**Your task**. Repeat word for word the lines from the top of the records through the line containing "const [password, setPassword]", and skip the pictures.

**Provided data**.
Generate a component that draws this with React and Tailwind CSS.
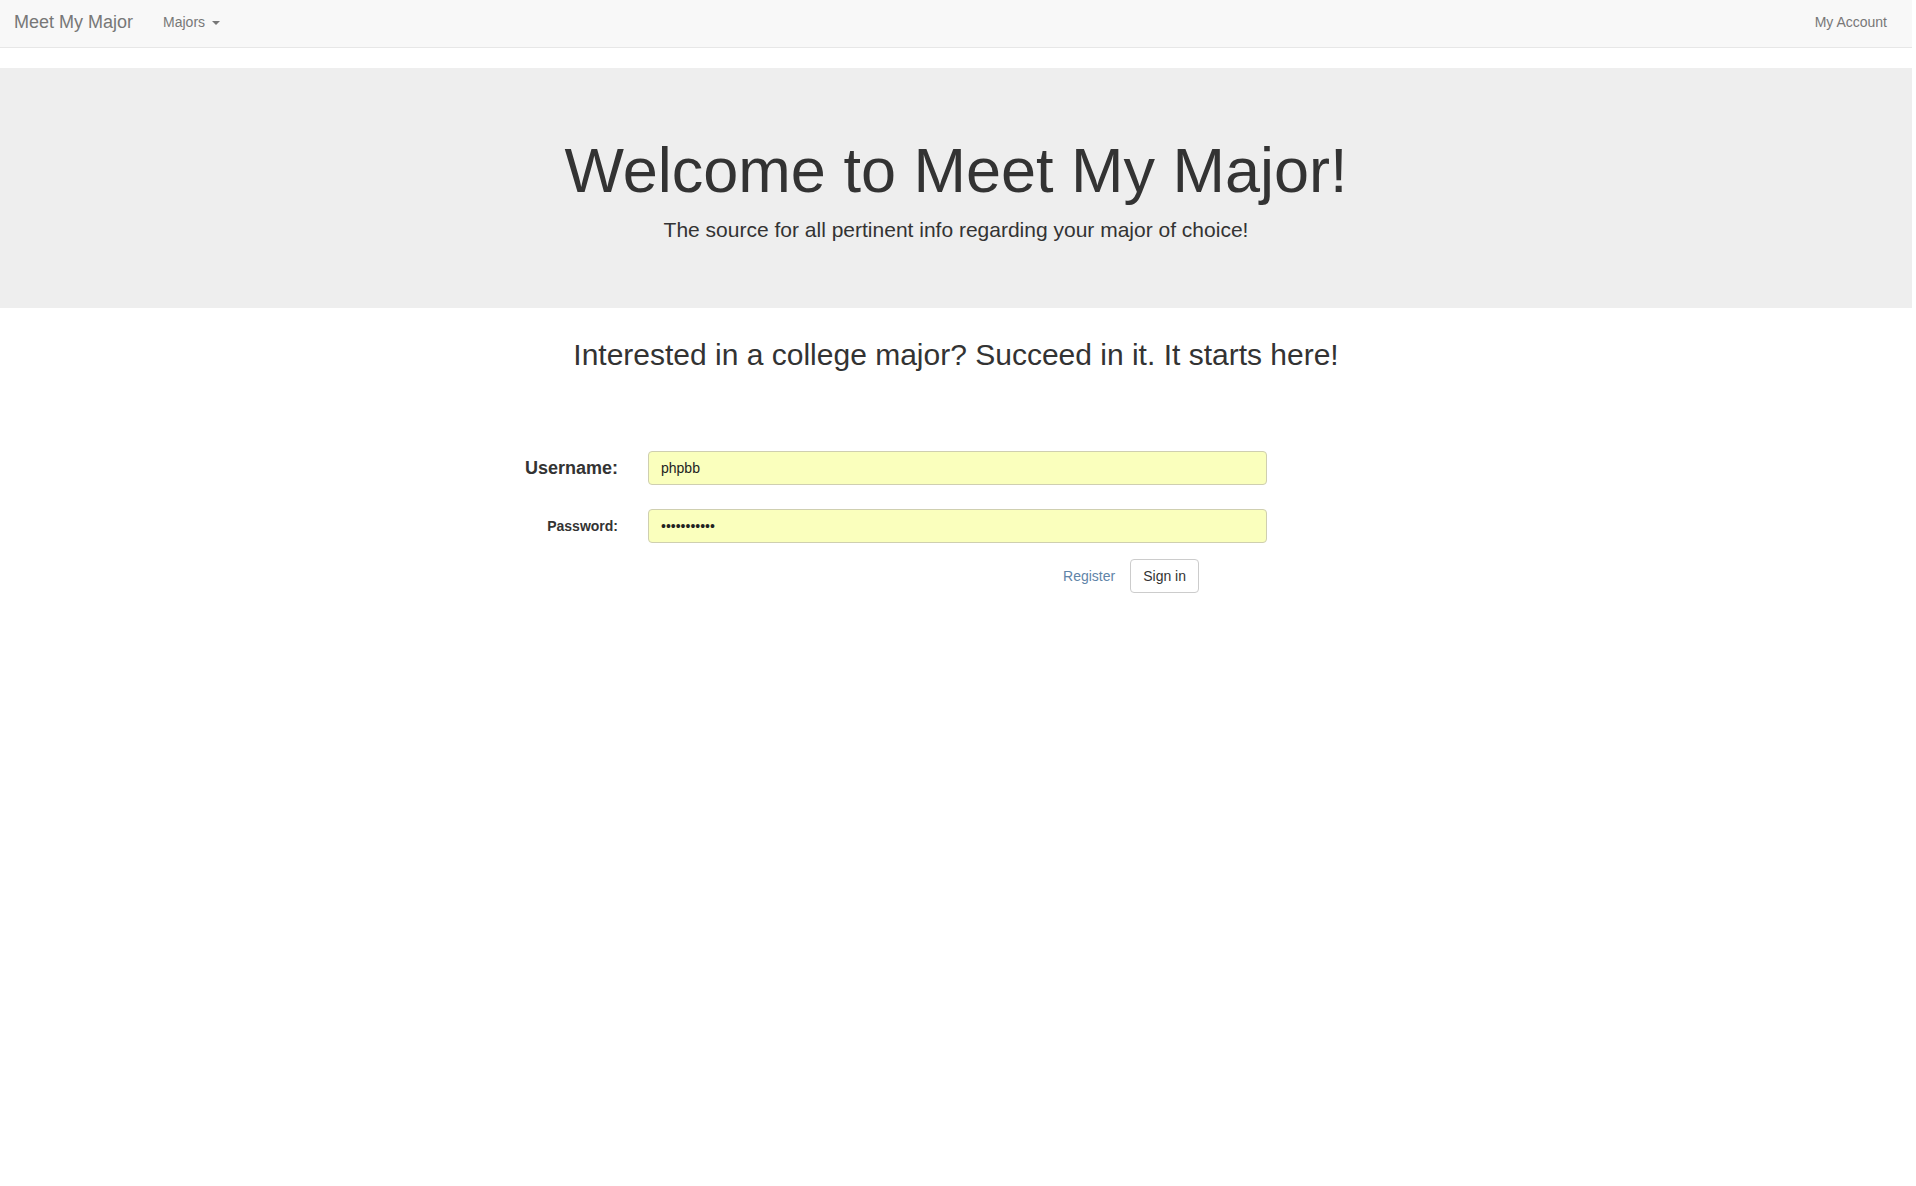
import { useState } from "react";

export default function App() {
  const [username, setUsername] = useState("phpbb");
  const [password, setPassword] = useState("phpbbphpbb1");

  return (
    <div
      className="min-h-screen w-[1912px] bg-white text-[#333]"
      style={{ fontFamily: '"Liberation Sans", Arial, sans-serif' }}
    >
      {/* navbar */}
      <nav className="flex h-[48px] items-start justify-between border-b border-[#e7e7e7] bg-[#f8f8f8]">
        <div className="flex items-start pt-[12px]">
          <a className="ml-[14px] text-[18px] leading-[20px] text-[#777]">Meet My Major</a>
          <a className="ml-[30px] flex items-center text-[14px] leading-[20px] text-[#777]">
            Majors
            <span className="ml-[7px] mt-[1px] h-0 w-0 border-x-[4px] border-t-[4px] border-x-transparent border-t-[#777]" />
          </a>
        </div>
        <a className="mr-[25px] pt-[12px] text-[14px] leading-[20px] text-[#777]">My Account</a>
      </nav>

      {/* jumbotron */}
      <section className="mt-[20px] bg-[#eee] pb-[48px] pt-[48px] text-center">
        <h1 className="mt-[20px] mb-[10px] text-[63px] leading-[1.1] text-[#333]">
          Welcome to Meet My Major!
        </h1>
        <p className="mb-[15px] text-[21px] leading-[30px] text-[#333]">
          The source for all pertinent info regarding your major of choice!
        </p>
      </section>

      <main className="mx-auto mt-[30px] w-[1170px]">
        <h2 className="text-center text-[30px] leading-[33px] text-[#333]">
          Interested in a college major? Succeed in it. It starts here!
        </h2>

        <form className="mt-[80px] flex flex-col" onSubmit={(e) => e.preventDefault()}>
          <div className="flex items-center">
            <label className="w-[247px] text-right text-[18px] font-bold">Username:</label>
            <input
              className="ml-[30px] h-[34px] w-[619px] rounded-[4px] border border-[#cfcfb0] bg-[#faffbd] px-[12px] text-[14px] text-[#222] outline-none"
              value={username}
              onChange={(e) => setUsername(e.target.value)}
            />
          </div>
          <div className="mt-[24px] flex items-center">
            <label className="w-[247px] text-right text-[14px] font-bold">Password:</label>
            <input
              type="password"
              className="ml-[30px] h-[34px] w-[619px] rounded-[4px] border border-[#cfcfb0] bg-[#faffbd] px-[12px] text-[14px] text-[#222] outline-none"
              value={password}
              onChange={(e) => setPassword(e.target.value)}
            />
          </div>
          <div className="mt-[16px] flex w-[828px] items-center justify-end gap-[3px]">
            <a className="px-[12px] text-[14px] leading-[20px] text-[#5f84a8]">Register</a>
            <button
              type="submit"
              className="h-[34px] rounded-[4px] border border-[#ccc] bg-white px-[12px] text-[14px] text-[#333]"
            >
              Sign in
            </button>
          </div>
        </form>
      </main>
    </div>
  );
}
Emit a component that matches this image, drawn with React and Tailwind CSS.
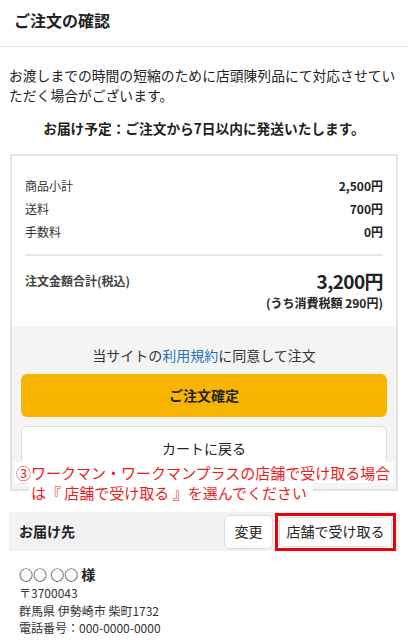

**Expected output**.
Generate a component that draws this with React and Tailwind CSS.
import { useState } from "react";

export default function App() {
  const [username, setUsername] = useState("phpbb");
  const [password, setPassword] = useState("phpbbphpbb1");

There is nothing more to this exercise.